The start to school is a major transition.  Not just for the kids returning to school, but also for their families.  This transition brings about a change in routine, or maybe the re-emergence of routine after the carefree schedule-less days of summer.  Change can often be a good thing, but it’s also often a source of stress.  Even kids who love school experience this stress.  And for some, this stress can be a quite severe form of anxiety.  The anxiety may come from separation from parents or not wanting to be around so many people at school.  The anxiety may come from needing to complete assignments, deadlines, or wanting to get good grades.  The anxiety may come from bullying or wanting to fit in.  Whatever the source, there are some strategies to help prepare your child, and your family, to be at their best and ready to take on the stress and navigate the change.

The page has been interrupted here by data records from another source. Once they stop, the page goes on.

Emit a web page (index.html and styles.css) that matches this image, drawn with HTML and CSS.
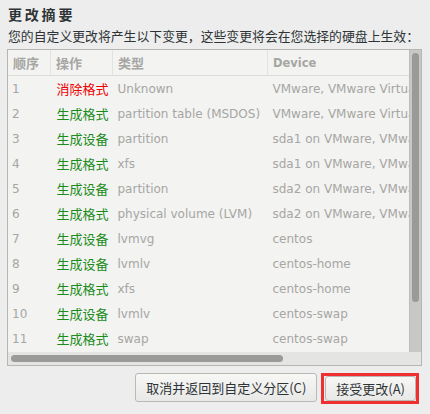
FILE: index.html
```html
<!DOCTYPE html>
<html lang="zh-CN">
<head>
<meta charset="utf-8">
<link rel="stylesheet" href="styles.css">
</head>
<body>
<div class="dialog">
  <h1 class="title">更改摘要</h1>
  <p class="subtitle">您的自定义更改将产生以下变更，这些变更将会在您选择的硬盘上生效：</p>
  <div class="frame">
    <div class="viewport">
      <table class="changes">
        <thead>
          <tr><th class="c-num zh">顺序</th><th class="c-act zh">操作</th><th class="c-type zh">类型</th><th class="c-dev">Device</th></tr>
        </thead>
        <tbody>
          <tr><td>1</td><td class="zh red">消除格式</td><td>Unknown</td><td>VMware, VMware Virtual S</td></tr>
          <tr><td>2</td><td class="zh green">生成格式</td><td>partition table (MSDOS)</td><td>VMware, VMware Virtual S</td></tr>
          <tr><td>3</td><td class="zh green">生成设备</td><td>partition</td><td>sda1 on VMware, VMware Virtual S</td></tr>
          <tr><td>4</td><td class="zh green">生成格式</td><td>xfs</td><td>sda1 on VMware, VMware Virtual S</td></tr>
          <tr><td>5</td><td class="zh green">生成设备</td><td>partition</td><td>sda2 on VMware, VMware Virtual S</td></tr>
          <tr><td>6</td><td class="zh green">生成格式</td><td>physical volume (LVM)</td><td>sda2 on VMware, VMware Virtual S</td></tr>
          <tr><td>7</td><td class="zh green">生成设备</td><td>lvmvg</td><td>centos</td></tr>
          <tr><td>8</td><td class="zh green">生成设备</td><td>lvmlv</td><td>centos-home</td></tr>
          <tr><td>9</td><td class="zh green">生成格式</td><td>xfs</td><td>centos-home</td></tr>
          <tr><td>10</td><td class="zh green">生成设备</td><td>lvmlv</td><td>centos-swap</td></tr>
          <tr><td>11</td><td class="zh green">生成格式</td><td>swap</td><td>centos-swap</td></tr>
        </tbody>
      </table>
    </div>
    <div class="vscroll"><div class="vthumb"></div></div>
    <div class="hscroll"><div class="hthumb"></div></div>
    <div class="corner"></div>
  </div>
  <div class="buttons">
    <button class="btn cancel">取消并返回到自定义分区(C)</button>
    <div class="highlight"><button class="btn accept">接受更改(A)</button></div>
  </div>
</div>
</body>
</html>
```
FILE: styles.css
```css
html, body {
  margin: 0;
  padding: 0;
  background: #ededed;
}
body {
  width: 430px;
  height: 414px;
  overflow: hidden;
  font-family: "DejaVu Sans", "Noto Sans CJK SC", sans-serif;
  font-size: 12px;
  color: #2e3436;
}
.dialog {
  padding: 4px 8px 0 7px;
  display: flex;
  flex-direction: column;
}
.zh {
  font-family: "Noto Sans CJK SC", sans-serif;
  font-size: 13px;
}
.title {
  margin: 0 0 0 1px;
  font-family: "Noto Sans CJK SC", sans-serif;
  font-size: 14px;
  letter-spacing: 2.8px;
  font-weight: bold;
  line-height: 20px;
  color: #2e3436;
}
.subtitle {
  margin: 3px 0 0 1px;
  font-family: "Noto Sans CJK SC", sans-serif;
  font-size: 12.85px;
  line-height: 18px;
  white-space: nowrap;
  color: #2e3436;
}
.frame {
  margin-top: 4px;
  width: 413px;
  height: 315px;
  border: 1px solid #b6b6b3;
  background: #f3f3f2;
  display: grid;
  grid-template-columns: 401px 12px;
  grid-template-rows: 302px 13px;
  overflow: hidden;
}
.viewport {
  overflow: hidden;
}
.changes {
  border-collapse: collapse;
  table-layout: fixed;
  width: 480px;
  white-space: nowrap;
}
.changes th {
  height: 25px;
  padding: 0 0 0 5px;
  text-align: left;
  font-weight: bold;
  color: #a6a6a3;
  border-bottom: 1px solid #dcdcd9;
  border-left: 1px solid #e2e2df;
}
.changes th.c-dev {
  font-size: 11.5px;
}
.changes th:first-child { border-left: none; }
.c-num { width: 37px; }
.c-act { width: 56px; }
.c-type { width: 149px; }
.c-dev { width: 238px; }
.changes td {
  height: 24px;
  padding: 1px 0 0 5px;
  line-height: 18px;
  color: #a6a6a3;
  overflow: hidden;
}
.changes td:first-child { padding-left: 4px; }
.changes td:nth-child(2) { padding-left: 6px; }
.changes td.red { color: #ee0000; }
.changes td.green { color: #1a8c1a; }
.vscroll {
  background: #c8c8c6;
  border-left: 1px solid #bdbdbb;
  padding: 3px 2px 0 2px;
}
.vthumb {
  width: 7px;
  height: 249px;
  border-radius: 4px;
  background: #9a9a98;
}
.hscroll {
  background: #e4e4e2;
  padding: 3px 0 0 3px;
}
.hthumb {
  width: 272px;
  height: 7px;
  border-radius: 4px;
  background: #9a9a98;
}
.corner {
  background: #e4e4e2;
}
.buttons {
  display: flex;
  justify-content: flex-end;
  align-items: flex-start;
  gap: 4px;
  margin-top: 7px;
  padding-right: 3px;
}
.btn {
  font-family: "Noto Sans CJK SC", sans-serif;
  font-size: 13px;
  color: #2e3436;
  height: 29px;
  border: 1px solid #b8b8b5;
  border-radius: 3px;
  background: linear-gradient(#f7f7f6, #e8e8e7);
  padding: 0 10px;
  margin: 0;
  white-space: nowrap;
}
.highlight {
  border: 3px solid #f03030;
  padding: 0 0 0 1px;
  display: flex;
}
.accept {
  height: 25px;
}
```
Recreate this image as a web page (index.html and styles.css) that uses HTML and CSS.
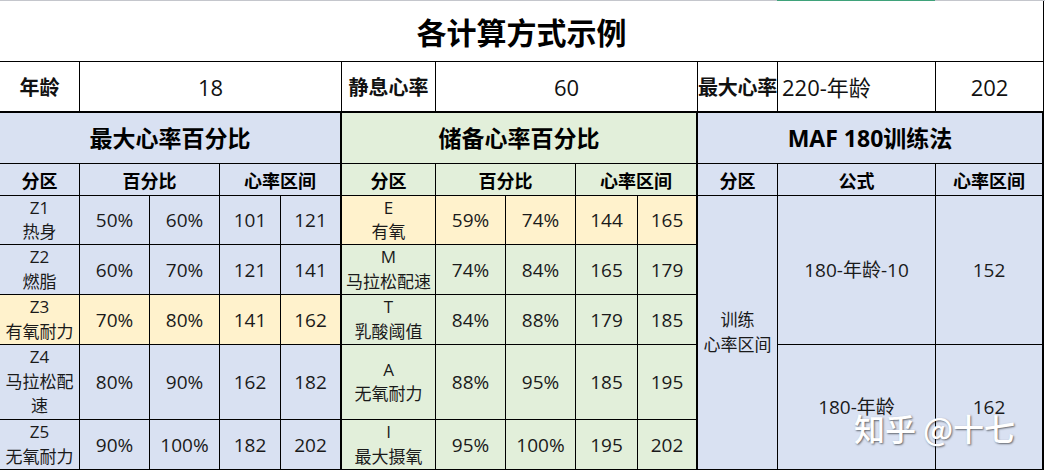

Here are a few of those strategies:

  • Remember that back-to-school worries are common and normal. Normalize this for your child, and for yourself.  Allow space for your child to share their worries with you and validate that it’s ok to be anxious.  Help them verbalize their concerns and also identify individuals that they can talk to when they have problems or get upset.
  • Do not allow your child to skip school due to anxiety as this will only reinforce the anxious feelings. Instead problem-solve ways to cope with the anxiety or handle potentially difficult situations that they may be worrying about.
  • Plan and prepare. Have your child help pick out their clothes and supplies ahead of time.  Go visit the school or classroom prior to the first day of school.  Discuss what the new schedule will be (and stick with it!).  Enforce bedtimes that allow for plenty of sleep and waking times that allow for plenty of time to get ready without rushing.

Allow time for your family to settle into a new rhythm and routine.  If anxiety persists or you feel you need extra support to manage the change, please reach out to a mental health professional for further help.